Por Lillian Bento
Se em Dor e Glória (2019) Pedro Almodóvar parecia realizar um filme de despedida com uma espécie de revisão da própria vida e do envelhecimento a partir do personagem de Antonio Banderas, em Madres Paralelas (2022), ele ressurge mais Almodóvar que sempre! Em seu novo longa, o diretor espanhol lança mão do que faz de melhor – o melodrama com personagens femininas – para dar corpo a um verdadeiro manifesto antifascista. O filme, que rendeu a Penélope Cruz a indicação ao Oscar 2022 de Melhor Atriz, chegou a Netflix no último dia 19 e está entre os destaques do serviço de streaming.
A narrativa combina os dramas e conflitos da maternidade solo com o obscuro passado espanhol ao tratar dos “desaparecidos” políticos da Guerra Civil Espanhola (1936 – 1939) e da ditatura de Francisco Franco (1939 – 1975), quando milhares de pessoas foram enterradas em fossas espalhadas por todo o País.
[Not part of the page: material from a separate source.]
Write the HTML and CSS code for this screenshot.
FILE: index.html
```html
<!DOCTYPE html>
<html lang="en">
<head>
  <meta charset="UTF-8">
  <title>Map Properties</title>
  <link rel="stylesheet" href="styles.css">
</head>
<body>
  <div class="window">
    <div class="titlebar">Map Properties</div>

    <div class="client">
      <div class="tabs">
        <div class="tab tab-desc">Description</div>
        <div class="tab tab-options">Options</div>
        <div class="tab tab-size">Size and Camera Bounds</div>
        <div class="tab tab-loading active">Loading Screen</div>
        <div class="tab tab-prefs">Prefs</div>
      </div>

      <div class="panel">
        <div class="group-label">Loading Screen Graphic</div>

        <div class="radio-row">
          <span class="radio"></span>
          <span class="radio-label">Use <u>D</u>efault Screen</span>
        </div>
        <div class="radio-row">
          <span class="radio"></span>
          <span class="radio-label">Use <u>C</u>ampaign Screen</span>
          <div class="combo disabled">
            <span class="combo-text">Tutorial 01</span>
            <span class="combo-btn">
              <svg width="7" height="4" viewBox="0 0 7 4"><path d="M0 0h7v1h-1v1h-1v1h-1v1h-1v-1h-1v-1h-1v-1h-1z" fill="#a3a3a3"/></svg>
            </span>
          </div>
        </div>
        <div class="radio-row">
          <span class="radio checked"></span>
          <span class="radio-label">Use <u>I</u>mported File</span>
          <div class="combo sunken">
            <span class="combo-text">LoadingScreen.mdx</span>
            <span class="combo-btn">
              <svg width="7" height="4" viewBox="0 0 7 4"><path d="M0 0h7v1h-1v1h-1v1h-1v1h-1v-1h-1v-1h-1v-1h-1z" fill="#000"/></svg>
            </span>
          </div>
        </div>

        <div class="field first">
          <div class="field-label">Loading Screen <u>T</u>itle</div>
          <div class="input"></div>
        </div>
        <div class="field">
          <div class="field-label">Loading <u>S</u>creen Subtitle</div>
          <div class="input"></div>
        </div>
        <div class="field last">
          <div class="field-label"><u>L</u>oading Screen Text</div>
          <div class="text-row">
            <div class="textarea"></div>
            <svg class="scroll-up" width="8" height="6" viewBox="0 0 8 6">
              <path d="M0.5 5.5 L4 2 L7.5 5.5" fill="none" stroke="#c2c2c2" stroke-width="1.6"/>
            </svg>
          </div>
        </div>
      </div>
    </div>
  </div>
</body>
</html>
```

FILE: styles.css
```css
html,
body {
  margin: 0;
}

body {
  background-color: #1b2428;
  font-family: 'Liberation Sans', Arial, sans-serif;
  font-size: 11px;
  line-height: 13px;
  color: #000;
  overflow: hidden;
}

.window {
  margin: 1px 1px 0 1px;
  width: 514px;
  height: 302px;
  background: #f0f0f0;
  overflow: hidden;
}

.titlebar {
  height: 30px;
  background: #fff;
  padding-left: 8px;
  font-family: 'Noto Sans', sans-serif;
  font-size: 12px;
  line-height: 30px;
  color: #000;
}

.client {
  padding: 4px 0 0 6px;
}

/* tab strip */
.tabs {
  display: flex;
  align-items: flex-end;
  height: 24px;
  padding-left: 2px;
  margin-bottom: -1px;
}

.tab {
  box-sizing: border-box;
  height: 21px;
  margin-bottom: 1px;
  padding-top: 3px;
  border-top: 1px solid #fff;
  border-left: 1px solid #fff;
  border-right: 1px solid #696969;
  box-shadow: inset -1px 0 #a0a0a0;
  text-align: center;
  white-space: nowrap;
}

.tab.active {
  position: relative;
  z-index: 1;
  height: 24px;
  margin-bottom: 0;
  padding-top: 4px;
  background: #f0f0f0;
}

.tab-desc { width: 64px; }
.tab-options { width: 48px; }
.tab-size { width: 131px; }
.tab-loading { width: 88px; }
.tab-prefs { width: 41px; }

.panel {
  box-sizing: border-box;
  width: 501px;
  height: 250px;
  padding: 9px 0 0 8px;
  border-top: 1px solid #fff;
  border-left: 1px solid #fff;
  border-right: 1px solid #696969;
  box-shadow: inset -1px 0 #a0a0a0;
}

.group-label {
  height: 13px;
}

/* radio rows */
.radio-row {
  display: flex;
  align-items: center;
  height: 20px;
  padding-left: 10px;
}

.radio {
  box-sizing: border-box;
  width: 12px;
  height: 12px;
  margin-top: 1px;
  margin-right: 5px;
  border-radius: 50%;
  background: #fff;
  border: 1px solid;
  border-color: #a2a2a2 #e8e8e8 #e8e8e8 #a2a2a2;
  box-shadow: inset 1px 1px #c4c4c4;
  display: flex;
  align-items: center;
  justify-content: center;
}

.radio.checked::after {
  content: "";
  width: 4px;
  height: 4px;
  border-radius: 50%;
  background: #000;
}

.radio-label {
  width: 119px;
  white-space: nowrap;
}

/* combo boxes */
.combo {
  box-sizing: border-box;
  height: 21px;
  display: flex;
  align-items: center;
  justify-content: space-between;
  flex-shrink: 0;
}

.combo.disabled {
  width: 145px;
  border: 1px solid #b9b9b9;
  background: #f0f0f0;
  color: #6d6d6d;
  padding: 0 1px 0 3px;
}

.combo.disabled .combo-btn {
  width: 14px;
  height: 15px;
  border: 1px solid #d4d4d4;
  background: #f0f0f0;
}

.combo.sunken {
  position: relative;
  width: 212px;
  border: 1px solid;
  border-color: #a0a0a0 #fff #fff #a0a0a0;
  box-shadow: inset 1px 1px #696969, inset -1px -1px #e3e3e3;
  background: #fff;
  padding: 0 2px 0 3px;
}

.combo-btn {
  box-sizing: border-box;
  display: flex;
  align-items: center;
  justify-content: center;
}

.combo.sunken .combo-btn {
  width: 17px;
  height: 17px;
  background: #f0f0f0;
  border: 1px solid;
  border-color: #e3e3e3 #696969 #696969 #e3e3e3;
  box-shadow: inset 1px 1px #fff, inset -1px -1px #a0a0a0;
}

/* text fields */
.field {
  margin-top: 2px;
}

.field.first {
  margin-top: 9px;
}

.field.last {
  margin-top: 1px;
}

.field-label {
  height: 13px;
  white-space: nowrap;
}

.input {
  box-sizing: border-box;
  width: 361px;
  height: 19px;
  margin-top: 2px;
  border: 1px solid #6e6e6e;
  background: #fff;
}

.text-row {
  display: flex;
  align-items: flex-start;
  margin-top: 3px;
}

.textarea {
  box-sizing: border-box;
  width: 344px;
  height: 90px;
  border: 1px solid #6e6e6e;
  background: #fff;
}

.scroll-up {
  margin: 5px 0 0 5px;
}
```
Já na primeira sequência, o filme revela sua força melodramática: Janis Martinez (Penélope Cruz) é uma fotógrafa e trabalha em um ensaio com o antropólogo forente Arturo (Israel Elejalde).
Após a sessão de fotos, os dois saem para um café e ela pede ajuda ao cliente para cavar uma fossa localizada em seu “pueblo”, onde seu bisavô e amigos, mortos pelo grupo fascista Falange Espanhola, estão enterrados. Os diálogos, sempre marcantes na obra de Almodóvar, servem nesse primeiro momento para revelar o posicionamento antifascista do diretor frente ao sombrio passado político e a recente ascensão do fascismo na Espanha e no mundo.
O antropólogo explica a Janis que o governo do ex-primeiro-ministro conservador, Mariano Rajoy (PP), acabou com o financiamento para que os mortos políticos fossem retirados dessas fossas. Localizar esses corpos era um compromisso, feito em 2020, do governo de Pedro Sánchez (PSOE), e que foi descontinuado por Rajoy. Logo após deixar claro esse posicionamento, Almodóvar inicia o drama de Janis, fio condutor da narrativa que é centrada na presença materna – uma constante em sua filmografia.
Unidos por interesses políticos, Janis e Arturo iniciam um envolvimento afetivo e ela termina grávida. Casado, ele se nega, em um primeiro momento a vivenciar a paternidade, e Janis segue sozinha com a gravidez. Na maternidade conhece Ana Manso (Milena Smit), uma jovem de 20 anos, que dá à luz a uma menina no mesmo dia em que Janis tem sua filha. O encontro entrelaça a história das duas para sempre.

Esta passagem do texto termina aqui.